▶ **Short exercise**
Transcribe the entries exactly; images are not part of the copy.

*** Excerpted records ***

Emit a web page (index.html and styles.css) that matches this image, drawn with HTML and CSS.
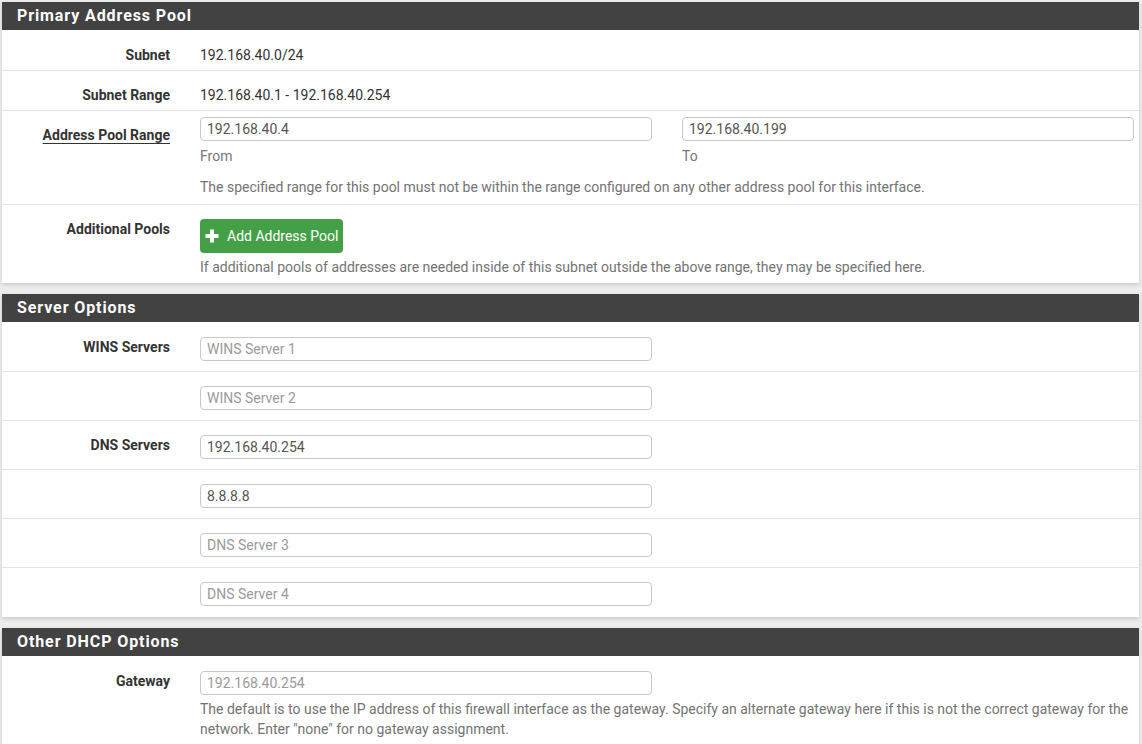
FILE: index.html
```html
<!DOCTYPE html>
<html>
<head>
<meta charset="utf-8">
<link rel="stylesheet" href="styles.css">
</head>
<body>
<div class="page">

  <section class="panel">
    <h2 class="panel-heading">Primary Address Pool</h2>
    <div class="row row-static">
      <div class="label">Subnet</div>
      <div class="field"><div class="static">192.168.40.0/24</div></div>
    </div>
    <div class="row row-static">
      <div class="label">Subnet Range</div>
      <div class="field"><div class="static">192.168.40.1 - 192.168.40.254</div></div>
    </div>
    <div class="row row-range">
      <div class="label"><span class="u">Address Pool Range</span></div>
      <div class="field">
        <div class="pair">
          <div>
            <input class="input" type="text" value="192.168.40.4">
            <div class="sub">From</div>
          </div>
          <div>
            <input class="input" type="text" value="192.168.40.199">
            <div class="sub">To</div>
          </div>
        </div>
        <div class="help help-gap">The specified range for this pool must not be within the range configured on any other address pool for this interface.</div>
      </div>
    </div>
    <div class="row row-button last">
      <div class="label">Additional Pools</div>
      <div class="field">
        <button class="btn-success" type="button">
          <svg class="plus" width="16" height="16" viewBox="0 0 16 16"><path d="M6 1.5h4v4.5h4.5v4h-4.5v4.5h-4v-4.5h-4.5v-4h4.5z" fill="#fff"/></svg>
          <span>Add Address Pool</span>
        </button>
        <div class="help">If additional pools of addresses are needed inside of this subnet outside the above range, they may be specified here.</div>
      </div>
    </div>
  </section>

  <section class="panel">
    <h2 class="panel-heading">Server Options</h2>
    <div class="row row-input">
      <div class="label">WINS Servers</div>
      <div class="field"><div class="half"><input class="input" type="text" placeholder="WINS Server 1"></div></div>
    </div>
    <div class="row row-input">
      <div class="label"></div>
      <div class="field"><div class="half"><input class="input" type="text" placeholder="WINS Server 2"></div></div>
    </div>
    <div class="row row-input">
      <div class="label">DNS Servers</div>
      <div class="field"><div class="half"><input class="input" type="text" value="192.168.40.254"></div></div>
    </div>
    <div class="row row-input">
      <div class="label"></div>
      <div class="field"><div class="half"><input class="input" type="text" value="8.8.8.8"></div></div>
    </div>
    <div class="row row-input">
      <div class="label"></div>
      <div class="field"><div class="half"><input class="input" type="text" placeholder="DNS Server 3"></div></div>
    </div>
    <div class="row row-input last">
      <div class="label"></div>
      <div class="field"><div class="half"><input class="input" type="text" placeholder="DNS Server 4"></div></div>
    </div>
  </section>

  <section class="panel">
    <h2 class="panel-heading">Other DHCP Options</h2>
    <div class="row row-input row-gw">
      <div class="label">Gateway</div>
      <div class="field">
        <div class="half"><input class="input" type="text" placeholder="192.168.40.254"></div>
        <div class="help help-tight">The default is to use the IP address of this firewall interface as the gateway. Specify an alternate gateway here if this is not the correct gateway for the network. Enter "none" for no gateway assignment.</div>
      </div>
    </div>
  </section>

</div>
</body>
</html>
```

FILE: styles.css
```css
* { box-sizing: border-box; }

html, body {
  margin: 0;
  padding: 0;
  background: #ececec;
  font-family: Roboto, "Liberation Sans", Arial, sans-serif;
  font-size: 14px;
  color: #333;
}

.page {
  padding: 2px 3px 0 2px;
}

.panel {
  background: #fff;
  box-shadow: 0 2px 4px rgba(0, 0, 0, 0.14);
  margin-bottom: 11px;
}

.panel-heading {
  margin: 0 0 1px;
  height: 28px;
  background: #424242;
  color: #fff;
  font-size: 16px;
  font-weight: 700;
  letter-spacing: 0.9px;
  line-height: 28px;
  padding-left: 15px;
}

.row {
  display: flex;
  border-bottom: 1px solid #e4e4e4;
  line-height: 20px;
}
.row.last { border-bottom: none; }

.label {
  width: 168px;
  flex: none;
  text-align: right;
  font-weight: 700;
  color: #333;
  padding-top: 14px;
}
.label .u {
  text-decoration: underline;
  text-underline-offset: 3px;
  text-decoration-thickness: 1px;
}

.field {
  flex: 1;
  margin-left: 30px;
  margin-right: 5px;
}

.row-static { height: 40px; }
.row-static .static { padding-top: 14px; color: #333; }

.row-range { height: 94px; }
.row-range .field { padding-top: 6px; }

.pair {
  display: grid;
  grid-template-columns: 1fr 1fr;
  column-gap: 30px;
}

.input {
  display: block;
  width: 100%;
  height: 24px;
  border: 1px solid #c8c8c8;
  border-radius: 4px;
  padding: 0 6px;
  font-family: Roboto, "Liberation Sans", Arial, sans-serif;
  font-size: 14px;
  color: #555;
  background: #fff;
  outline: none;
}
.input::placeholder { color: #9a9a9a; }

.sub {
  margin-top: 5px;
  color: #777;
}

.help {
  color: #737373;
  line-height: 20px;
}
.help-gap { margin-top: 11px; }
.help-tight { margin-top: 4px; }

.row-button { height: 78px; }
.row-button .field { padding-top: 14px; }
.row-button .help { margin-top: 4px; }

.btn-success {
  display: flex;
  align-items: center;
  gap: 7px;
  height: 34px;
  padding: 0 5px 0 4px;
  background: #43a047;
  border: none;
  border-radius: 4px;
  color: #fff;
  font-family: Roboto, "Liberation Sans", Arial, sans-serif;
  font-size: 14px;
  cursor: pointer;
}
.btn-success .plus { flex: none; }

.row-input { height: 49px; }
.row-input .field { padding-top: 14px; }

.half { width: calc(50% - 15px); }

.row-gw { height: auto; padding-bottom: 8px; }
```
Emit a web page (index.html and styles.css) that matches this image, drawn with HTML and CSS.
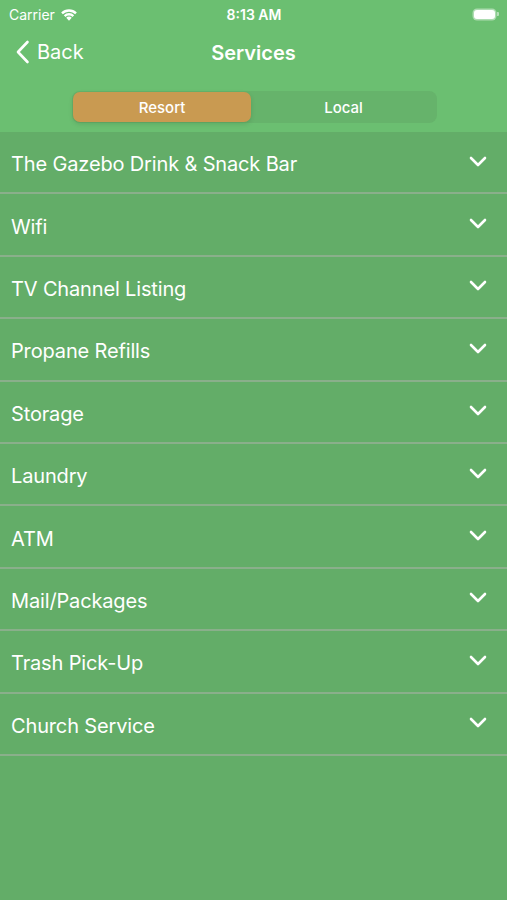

***

▶ **Solution to the exercise**
Emit a web page (index.html and styles.css) that matches this image, drawn with HTML and CSS.
FILE: index.html
```html
<!DOCTYPE html>
<html>
<head>
<meta charset="utf-8">
<link rel="stylesheet" href="styles.css">
</head>
<body>
<div class="page">

  <section class="panel">
    <h2 class="panel-heading">Primary Address Pool</h2>
    <div class="row row-static">
      <div class="label">Subnet</div>
      <div class="field"><div class="static">192.168.40.0/24</div></div>
    </div>
    <div class="row row-static">
      <div class="label">Subnet Range</div>
      <div class="field"><div class="static">192.168.40.1 - 192.168.40.254</div></div>
    </div>
    <div class="row row-range">
      <div class="label"><span class="u">Address Pool Range</span></div>
      <div class="field">
        <div class="pair">
          <div>
            <input class="input" type="text" value="192.168.40.4">
            <div class="sub">From</div>
          </div>
          <div>
            <input class="input" type="text" value="192.168.40.199">
            <div class="sub">To</div>
          </div>
        </div>
        <div class="help help-gap">The specified range for this pool must not be within the range configured on any other address pool for this interface.</div>
      </div>
    </div>
    <div class="row row-button last">
      <div class="label">Additional Pools</div>
      <div class="field">
        <button class="btn-success" type="button">
          <svg class="plus" width="16" height="16" viewBox="0 0 16 16"><path d="M6 1.5h4v4.5h4.5v4h-4.5v4.5h-4v-4.5h-4.5v-4h4.5z" fill="#fff"/></svg>
          <span>Add Address Pool</span>
        </button>
        <div class="help">If additional pools of addresses are needed inside of this subnet outside the above range, they may be specified here.</div>
      </div>
    </div>
  </section>

  <section class="panel">
    <h2 class="panel-heading">Server Options</h2>
    <div class="row row-input">
      <div class="label">WINS Servers</div>
      <div class="field"><div class="half"><input class="input" type="text" placeholder="WINS Server 1"></div></div>
    </div>
    <div class="row row-input">
      <div class="label"></div>
      <div class="field"><div class="half"><input class="input" type="text" placeholder="WINS Server 2"></div></div>
    </div>
    <div class="row row-input">
      <div class="label">DNS Servers</div>
      <div class="field"><div class="half"><input class="input" type="text" value="192.168.40.254"></div></div>
    </div>
    <div class="row row-input">
      <div class="label"></div>
      <div class="field"><div class="half"><input class="input" type="text" value="8.8.8.8"></div></div>
    </div>
    <div class="row row-input">
      <div class="label"></div>
      <div class="field"><div class="half"><input class="input" type="text" placeholder="DNS Server 3"></div></div>
    </div>
    <div class="row row-input last">
      <div class="label"></div>
      <div class="field"><div class="half"><input class="input" type="text" placeholder="DNS Server 4"></div></div>
    </div>
  </section>

  <section class="panel">
    <h2 class="panel-heading">Other DHCP Options</h2>
    <div class="row row-input row-gw">
      <div class="label">Gateway</div>
      <div class="field">
        <div class="half"><input class="input" type="text" placeholder="192.168.40.254"></div>
        <div class="help help-tight">The default is to use the IP address of this firewall interface as the gateway. Specify an alternate gateway here if this is not the correct gateway for the network. Enter "none" for no gateway assignment.</div>
      </div>
    </div>
  </section>

</div>
</body>
</html>
```

FILE: styles.css
```css
* { box-sizing: border-box; }

html, body {
  margin: 0;
  padding: 0;
  background: #ececec;
  font-family: Roboto, "Liberation Sans", Arial, sans-serif;
  font-size: 14px;
  color: #333;
}

.page {
  padding: 2px 3px 0 2px;
}

.panel {
  background: #fff;
  box-shadow: 0 2px 4px rgba(0, 0, 0, 0.14);
  margin-bottom: 11px;
}

.panel-heading {
  margin: 0 0 1px;
  height: 28px;
  background: #424242;
  color: #fff;
  font-size: 16px;
  font-weight: 700;
  letter-spacing: 0.9px;
  line-height: 28px;
  padding-left: 15px;
}

.row {
  display: flex;
  border-bottom: 1px solid #e4e4e4;
  line-height: 20px;
}
.row.last { border-bottom: none; }

.label {
  width: 168px;
  flex: none;
  text-align: right;
  font-weight: 700;
  color: #333;
  padding-top: 14px;
}
.label .u {
  text-decoration: underline;
  text-underline-offset: 3px;
  text-decoration-thickness: 1px;
}

.field {
  flex: 1;
  margin-left: 30px;
  margin-right: 5px;
}

.row-static { height: 40px; }
.row-static .static { padding-top: 14px; color: #333; }

.row-range { height: 94px; }
.row-range .field { padding-top: 6px; }

.pair {
  display: grid;
  grid-template-columns: 1fr 1fr;
  column-gap: 30px;
}

.input {
  display: block;
  width: 100%;
  height: 24px;
  border: 1px solid #c8c8c8;
  border-radius: 4px;
  padding: 0 6px;
  font-family: Roboto, "Liberation Sans", Arial, sans-serif;
  font-size: 14px;
  color: #555;
  background: #fff;
  outline: none;
}
.input::placeholder { color: #9a9a9a; }

.sub {
  margin-top: 5px;
  color: #777;
}

.help {
  color: #737373;
  line-height: 20px;
}
.help-gap { margin-top: 11px; }
.help-tight { margin-top: 4px; }

.row-button { height: 78px; }
.row-button .field { padding-top: 14px; }
.row-button .help { margin-top: 4px; }

.btn-success {
  display: flex;
  align-items: center;
  gap: 7px;
  height: 34px;
  padding: 0 5px 0 4px;
  background: #43a047;
  border: none;
  border-radius: 4px;
  color: #fff;
  font-family: Roboto, "Liberation Sans", Arial, sans-serif;
  font-size: 14px;
  cursor: pointer;
}
.btn-success .plus { flex: none; }

.row-input { height: 49px; }
.row-input .field { padding-top: 14px; }

.half { width: calc(50% - 15px); }

.row-gw { height: auto; padding-bottom: 8px; }
```
Emit a web page (index.html and styles.css) that matches this image, drawn with HTML and CSS.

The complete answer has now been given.